TuneUp Utilities 2013 – System Optimization Series

The barrage of tools available in TuneUp Utilities 2013 reminds me of the grandeur that once was Norton Utilities. Far more than just a simple cleanup utility TuneUp Utilities offers tools to check the heath of your hard drive, monitor which programs you haven’t used so they can be removed, disable startup programs, check where all your hard drive space is going and it even comes with a Turbo Mode that boosts system processes when the system gets bogged down. Of course it does the usual tasks of cleaning up hard drive space, cleaning the registry, defragging hard drives and removing browser traces.

What I like about TuneUp Utilities is that it isn’t just using the built in Windows tools. It presents it’s own tool for toggling whether a program should start when Windows boots. It has it’s own Disk Space Explorer that allows you to see where hard drive space is being used and lets you move and delete files. It also comes with a Program Deactivator that disables programs rather than Uninstalls them. This is useful for applications and services you don’t use all the time, but that use resources. This would apply to programs like AnyDVD, Quicken Scheduled Downloads, Virtual Clone Drive, etc. It’s basically a delayed start. Instead of taking up memory and not being used, they will be held until needed.

The Turbo Mode is also interesting and useful. When activated, Turbo Mode disables a slew of Window services and programs so you get as much memory and CPU usage as possible. You could turn this one before starting a game so your computer doesn’t kick off updates, scans or other scheduled tasks. It may not be needed for a lot of systems, especially with more than 8GB, but it can be useful when you want to get a little more bang out of your machine.

Like Winoptimizer, TuneUp Utilities comes with it’s own Optimization Mode. When needed it boosts the priority for program startup and allows for faster execution. This happens on the fly rather going into Task Manager and changing the application priority. Again, useful for media conversion tasks or system scans.

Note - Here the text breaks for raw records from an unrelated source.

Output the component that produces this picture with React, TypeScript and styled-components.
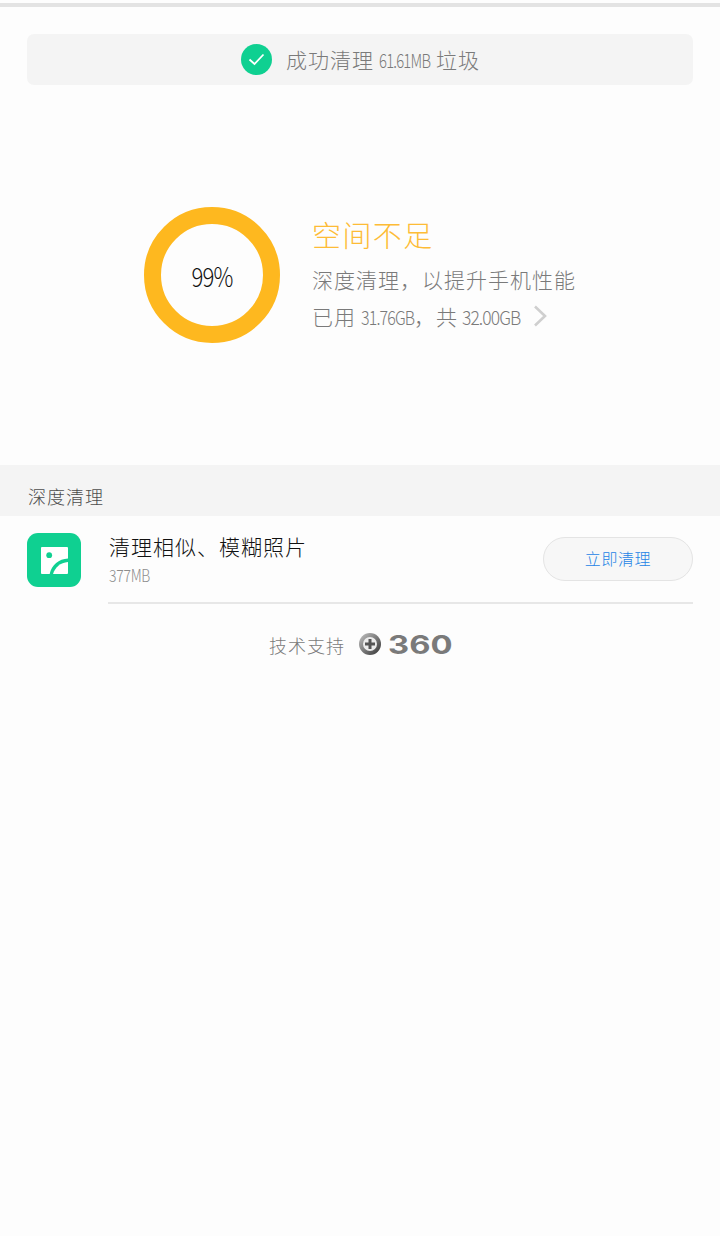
import React from "react";
import styled, { createGlobalStyle } from "styled-components";

const Global = createGlobalStyle`
  html, body { margin: 0; padding: 0; background: #fdfdfd; }
  body { font-family: "Noto Sans CJK SC", "Noto Sans", sans-serif; }
`;

const Page = styled.div`
  width: 720px;
  height: 1236px;
  background: #fdfdfd;
  display: flex;
  flex-direction: column;
  overflow: hidden;
`;

const TopLine = styled.div`
  margin-top: 3px;
  height: 4px;
  flex: none;
  background: #e3e3e3;
`;

const Banner = styled.div`
  margin: 27px 27px 0;
  height: 51px;
  flex: none;
  border-radius: 7px;
  background: #f4f4f4;
  display: flex;
  align-items: center;
  gap: 14px;
  padding-left: 214px;
  box-sizing: border-box;
`;

const CheckBadge = styled.span`
  width: 31px;
  height: 31px;
  border-radius: 50%;
  background: #0fd091;
  display: flex;
  align-items: center;
  justify-content: center;
`;

const BannerText = styled.span`
  display: flex;
  align-items: center;
  font-size: 21px;
  line-height: 1;
  letter-spacing: 1px;
  color: #7a7a7a;
  font-weight: 300;
  white-space: pre;
`;

const Narrow = styled.span<{ $w: number; $scale: number; $left: number; $right: number }>`
  display: inline-block;
  font-size: 19px;
  letter-spacing: -1px;
  width: ${(p) => p.$w}px;
  margin: 0 ${(p) => p.$right}px 0 ${(p) => p.$left}px;
  transform: scaleX(${(p) => p.$scale});
  transform-origin: left center;
  white-space: nowrap;
`;

const Hero = styled.section`
  height: 380px;
  flex: none;
  display: flex;
  align-items: center;
  padding-left: 144px;
  box-sizing: border-box;
  gap: 32px;
`;

const Ring = styled.div`
  width: 136px;
  height: 136px;
  box-sizing: border-box;
  border: 17px solid #feb81f;
  border-radius: 50%;
  display: flex;
  align-items: center;
  justify-content: center;
  flex: none;
`;

const RingLabel = styled.span`
  display: inline-block;
  font-size: 27px;
  color: #111;
  font-weight: 300;
  letter-spacing: -1px;
  transform: scaleX(0.82);
`;

const HeroText = styled.div`
  display: flex;
  flex-direction: column;
`;

const Title = styled.div`
  font-size: 29px;
  line-height: 36px;
  letter-spacing: 1.4px;
  color: #fdbc36;
  font-weight: 300;
  margin-bottom: 9px;
`;

const HeroLine = styled.div`
  display: flex;
  align-items: center;
  font-size: 21px;
  line-height: 37px;
  letter-spacing: 1px;
  color: #7a7a7a;
  font-weight: 300;
  height: 37px;
  white-space: pre;
`;

const Chevron = styled.svg`
  margin-left: 13px;
  flex: none;
`;

const SectionHead = styled.div`
  height: 51px;
  flex: none;
  background: #f4f4f4;
  display: flex;
  align-items: flex-end;
  padding: 0 0 8px 28px;
  box-sizing: border-box;
  font-size: 18px;
  line-height: 24px;
  letter-spacing: 1px;
  color: #4d4d4d;
  font-weight: 300;
`;

const Row = styled.div`
  height: 88px;
  flex: none;
  display: flex;
  align-items: flex-start;
  padding: 17px 27px 0;
  box-sizing: border-box;
`;

const AppIcon = styled.div`
  width: 54px;
  height: 54px;
  border-radius: 11px;
  background: #0fd091;
  display: flex;
  align-items: center;
  justify-content: center;
  flex: none;
`;

const RowBody = styled.div`
  margin-left: 27px;
  align-self: stretch;
  flex: 1;
  border-bottom: 2px solid #e7e7e7;
  display: flex;
  align-items: flex-start;
  justify-content: space-between;
  margin-top: -17px;
  padding-top: 15px;
`;

const RowText = styled.div`
  display: flex;
  flex-direction: column;
`;

const RowTitle = styled.div`
  font-size: 21px;
  line-height: 30px;
  letter-spacing: 1px;
  padding-left: 1px;
  color: #111;
  font-weight: 300;
`;

const RowSize = styled.div`
  margin-top: 2px;
  margin-left: 1px;
  font-size: 17px;
  font-weight: 300;
  line-height: 24px;
  letter-spacing: -0.3px;
  color: #8c8c8c;
  transform: scaleX(0.82);
  transform-origin: left center;
`;

const CleanButton = styled.button`
  width: 150px;
  height: 44px;
  margin-top: 6px;
  padding: 0 0 2px;
  border-radius: 22px;
  border: 1px solid #e4e4e4;
  background: #f7f7f7;
  color: #2484e6;
  font-family: inherit;
  font-size: 16px;
  font-weight: 300;
  letter-spacing: 0.6px;
`;

const Footer = styled.div`
  height: 80px;
  flex: none;
  display: flex;
  align-items: flex-start;
  padding: 27px 0 0 269px;
  box-sizing: border-box;
  gap: 14px;
  font-size: 18px;
  color: #7a7a7a;
  font-weight: 300;
  letter-spacing: 1px;
  line-height: 28px;
`;

const LogoWrap = styled.div`
  display: flex;
  align-items: center;
  gap: 7px;
  height: 28px;
  margin-top: -1px;
`;

const LogoText = styled.span`
  display: inline-block;
  font-family: "Inter", "Liberation Sans", sans-serif;
  font-weight: 700;
  font-size: 26px;
  line-height: 28px;
  padding-top: 1px;
  letter-spacing: 0;
  width: 64px;
  color: #7a7a7a;
  transform: scaleX(1.26);
  transform-origin: left center;
  white-space: nowrap;
`;

export default function App() {
  return (
    <Page>
      <Global />
      <TopLine />
      <Banner>
        <CheckBadge>
          <svg width="17" height="13" viewBox="0 0 17 13" fill="none">
            <path d="M1.500 6.500 L6.500 11 L15.500 1.500" stroke="#fff" strokeWidth="1.8" />
          </svg>
        </CheckBadge>
        <BannerText>
          成功清理
          <Narrow $w={51} $scale={0.78} $left={5} $right={6}>61.61MB</Narrow>
          垃圾
        </BannerText>
      </Banner>
      <Hero>
        <Ring>
          <RingLabel>99%</RingLabel>
        </Ring>
        <HeroText>
          <Title>空间不足</Title>
          <HeroLine>深度清理，以提升手机性能</HeroLine>
          <HeroLine>
            已用
            <Narrow $w={53} $scale={0.84} $left={5} $right={0}>31.76GB</Narrow>
            ，共
            <Narrow $w={58} $scale={0.92} $left={4} $right={0}>32.00GB</Narrow>
            <Chevron width="14" height="22" viewBox="0 0 14 22" fill="none">
              <path d="M2 1.500 L12 11 L2 20.500" stroke="#cfcfcf" strokeWidth="2.6" />
            </Chevron>
          </HeroLine>
        </HeroText>
      </Hero>
      <SectionHead>深度清理</SectionHead>
      <Row>
        <AppIcon>
          <svg width="27" height="27" viewBox="0 0 28 28">
            <path
              fill="#fff"
              d="M1 0H27a1 1 0 0 1 1 1V12C18.500 12.500 11 18.500 9 28H1a1 1 0 0 1-1-1V1a1 1 0 0 1 1-1Z"
            />
            <path fill="#fff" d="M28 15.500V27a1 1 0 0 1-1 1H12.500C14.500 21 20 16 28 15.500Z" />
            <circle cx="8.500" cy="8.500" r="3" fill="#0fd091" />
          </svg>
        </AppIcon>
        <RowBody>
          <RowText>
            <RowTitle>清理相似、模糊照片</RowTitle>
            <RowSize>377MB</RowSize>
          </RowText>
          <CleanButton>立即清理</CleanButton>
        </RowBody>
      </Row>
      <Footer>
        <span>技术支持</span>
        <LogoWrap>
          <svg width="22" height="22" viewBox="0 0 22 22">
            <defs>
              <linearGradient id="ball" x1="0" y1="0" x2="1" y2="1">
                <stop offset="0" stopColor="#c4c4c4" />
                <stop offset="1" stopColor="#333" />
              </linearGradient>
            </defs>
            <circle cx="11" cy="11" r="11" fill="url(#ball)" />
            <circle cx="11" cy="11" r="7" fill="#ececec" />
            <path d="M9.500 6h3v3.500H16v3h-3.500V16h-3v-3.500H6v-3h3.500Z" fill="#555" />
          </svg>
          <LogoText>360</LogoText>
        </LogoWrap>
      </Footer>
    </Page>
  );
}
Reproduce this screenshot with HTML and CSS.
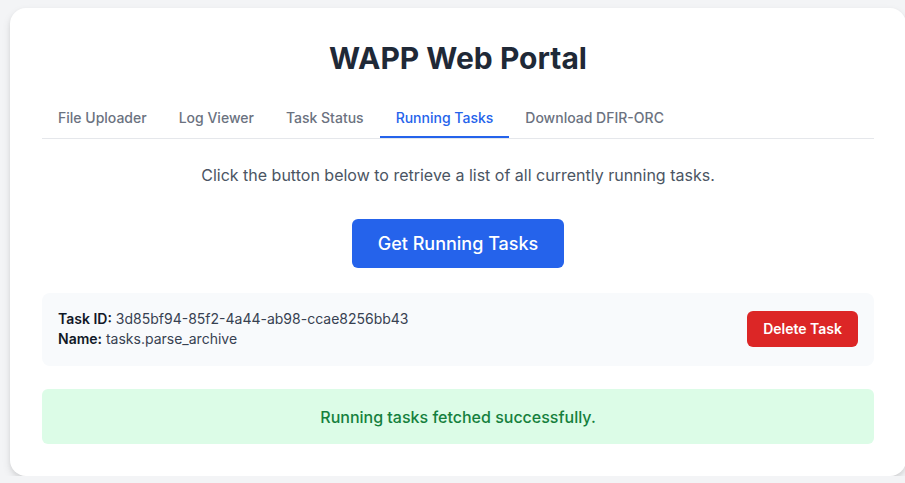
FILE: index.html
```html
<!DOCTYPE html>
<html lang="en">
<head>
<meta charset="utf-8">
<title>WAPP Web Portal</title>
<link rel="stylesheet" href="styles.css">
</head>
<body>
<main class="card">
  <h1 class="title">WAPP Web Portal</h1>
  <nav class="tabs">
    <button class="tab">File Uploader</button>
    <button class="tab">Log Viewer</button>
    <button class="tab">Task Status</button>
    <button class="tab active">Running Tasks</button>
    <button class="tab">Download DFIR-ORC</button>
  </nav>
  <section class="panel">
    <p class="desc">Click the button below to retrieve a list of all currently running tasks.</p>
    <div class="action">
      <button class="primary">Get Running Tasks</button>
    </div>
    <div class="task">
      <div class="task-info">
        <div><strong>Task ID:</strong> 3d85bf94-85f2-4a44-ab98-ccae8256bb43</div>
        <div><strong>Name:</strong> tasks.parse_archive</div>
      </div>
      <button class="danger">Delete Task</button>
    </div>
    <div class="success">Running tasks fetched successfully.</div>
  </section>
</main>
</body>
</html>
```
FILE: styles.css
```css
* { box-sizing: border-box; }
html, body { margin: 0; }
body {
  background: #f3f4f6;
  font-family: Inter, "Noto Sans", sans-serif;
  color: #1f2937;
  padding: 8px 0 0 10px;
}
.card {
  width: 896px;
  background: #ffffff;
  border-radius: 16px;
  box-shadow: 0 4px 8px rgba(0,0,0,0.10), 0 2px 4px rgba(0,0,0,0.06);
  padding: 32px;
}
.title {
  margin: 0 0 24px;
  text-align: center;
  font-size: 30px;
  line-height: 36px;
  font-weight: 700;
  color: #1f2937;
}
.tabs {
  display: flex;
  border-bottom: 1px solid #e5e7eb;
}
.tab {
  font-family: inherit;
  font-size: 14px;
  line-height: 20px;
  font-weight: 500;
  color: #6b7280;
  background: none;
  border: none;
  border-bottom: 2px solid transparent;
  padding: 8px 16px;
  cursor: pointer;
}
.tab.active {
  color: #2563eb;
  border-bottom-color: #2563eb;
}
.panel { padding-top: 24px; }
.desc {
  margin: 0;
  text-align: center;
  font-size: 16px;
  line-height: 24px;
  color: #4b5563;
}
.action {
  display: flex;
  justify-content: center;
  margin-top: 32px;
}
.primary {
  font-family: inherit;
  font-size: 18px;
  line-height: 28px;
  font-weight: 500;
  color: #ffffff;
  background: #2563eb;
  border: none;
  border-radius: 6px;
  padding: 11px 26px 10px;
}
.task {
  margin-top: 25px;
  background: #f8fafc;
  border-radius: 8px;
  padding: 16px 16px 17px 16px;
  display: flex;
  justify-content: space-between;
  align-items: center;
  font-size: 14px;
  line-height: 20px;
  color: #374151;
}
.task strong { color: #111827; font-weight: 600; }
.danger {
  font-family: inherit;
  font-size: 14px;
  line-height: 20px;
  font-weight: 600;
  color: #ffffff;
  background: #dc2626;
  border: none;
  border-radius: 6px;
  padding: 8px 16px;
}
.success {
  margin-top: 23px;
  background: #dcfce7;
  color: #15803d;
  border-radius: 6px;
  padding: 16px 16px 15px;
  text-align: center;
  font-size: 16px;
  line-height: 24px;
  font-weight: 500;
}
```
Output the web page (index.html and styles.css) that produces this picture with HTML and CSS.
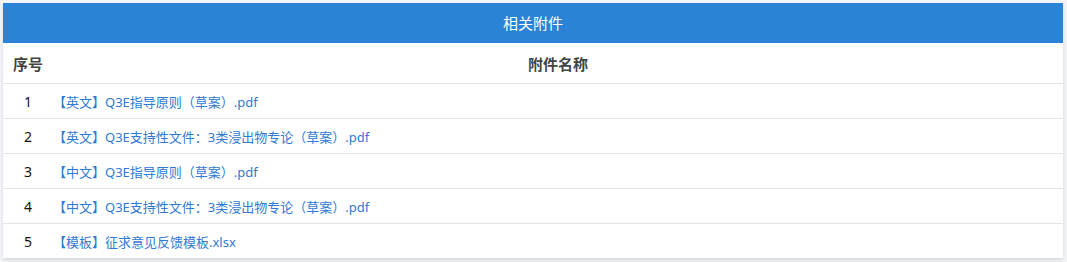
FILE: index.html
```html
<!DOCTYPE html>
<html lang="zh">
<head>
<meta charset="utf-8">
<title>相关附件</title>
<link rel="stylesheet" href="styles.css">
</head>
<body>
<div class="card">
  <div class="card-title">相关附件</div>
  <table class="files">
    <thead>
      <tr><th class="col-no">序号</th><th class="col-name">附件名称</th></tr>
    </thead>
    <tbody>
      <tr><td class="col-no">1</td><td class="col-name"><a href="#">【英文】Q3E指导原则（草案）.pdf</a></td></tr>
      <tr><td class="col-no">2</td><td class="col-name"><a href="#">【英文】Q3E支持性文件：3类浸出物专论（草案）.pdf</a></td></tr>
      <tr><td class="col-no">3</td><td class="col-name"><a href="#">【中文】Q3E指导原则（草案）.pdf</a></td></tr>
      <tr><td class="col-no">4</td><td class="col-name"><a href="#">【中文】Q3E支持性文件：3类浸出物专论（草案）.pdf</a></td></tr>
      <tr><td class="col-no">5</td><td class="col-name"><a href="#">【模板】征求意见反馈模板.xlsx</a></td></tr>
    </tbody>
  </table>
</div>
</body>
</html>
```
FILE: styles.css
```css
html, body {
  margin: 0;
  padding: 0;
  background: #f3f5f8;
}
body {
  padding: 3px 4px 4px 3px;
  font-family: "Noto Sans", "Noto Sans CJK SC", sans-serif;
  color: #333;
}
.card {
  background: #fff;
  box-shadow: 0 2px 4px rgba(0, 0, 0, 0.12);
}
.card-title {
  height: 40px;
  line-height: 40px;
  background: #2a83d6;
  color: #fff;
  text-align: center;
  font-size: 15px;
}
.files {
  width: 100%;
  border-collapse: collapse;
  table-layout: fixed;
}
.files th {
  height: 40px;
  font-size: 15px;
  font-weight: bold;
  color: #444;
  border-bottom: 1px solid #e4e4e4;
  padding: 0;
}
.files td {
  height: 34px;
  font-size: 13px;
  padding: 0;
  border-bottom: 1px solid #e4e4e4;
}
.files tbody tr:last-child td {
  border-bottom: none;
}
.files .col-no {
  width: 50px;
  text-align: center;
}
.files th.col-name {
  text-align: center;
}
.files td.col-no {
  color: #111;
  font-size: 14px;
}
.files a {
  color: #2f7ad3;
  text-decoration: none;
}
```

Some of the main tools I like are the Disk Space Explorer, the Unused Program tool and the scheduled maintenance cycles. I’ve used these to remove dozens of programs I haven’t used in months and even years, cleaned up 500GB of hard drive space and turned off multiple programs in the startup group. It also runs in the background to check drive fragmentation and invalid registry entries.

TuneUp Utilities has many of the same tools as WinOptimizer, but it seems to go deeper with it’s system cleaning and maintenance. While the Uninstall tool is basically the same as the one in Control Panel it does offer a little more information such as when the program was originally installed and there are ratings about the programs usefulness. The Process Explorer is basically the same as Task Manager and the Disk/Registry/Browser cleaning tools are the same sort of thing you see in CCleaner, which I’ve mentioned many times.

At $50, the price of admission is a little high. However, TuneUp goes on sale from time to time and can be had for $24.95. And if you watch the forums and strike at the right time you can probably get it for $19.95.

As far as true optimization tools go, TuneUp Utilities is more in line with what I would expect to see. It does the standard fare of removing temp files and cleaning the registry, but does offer more exploration of services, startup programs, installed programs that aren’t used and hard drive maintenance. Some of the tools are pretty basic such as registry cleaning and disk defrag and some tools are pretty useless, like everything under the Customize Windows tab. But overall it has more tools than Winoptimizer and puts Norton Utilities to shame. It’s ironic that TuneUp Utilities is what I expected Norton Utilities to be. In fact, a decade ago this was Norton Utilities.

If you’re looking to dig into your system and do some extensive cleaning and program removal, this is where you should start.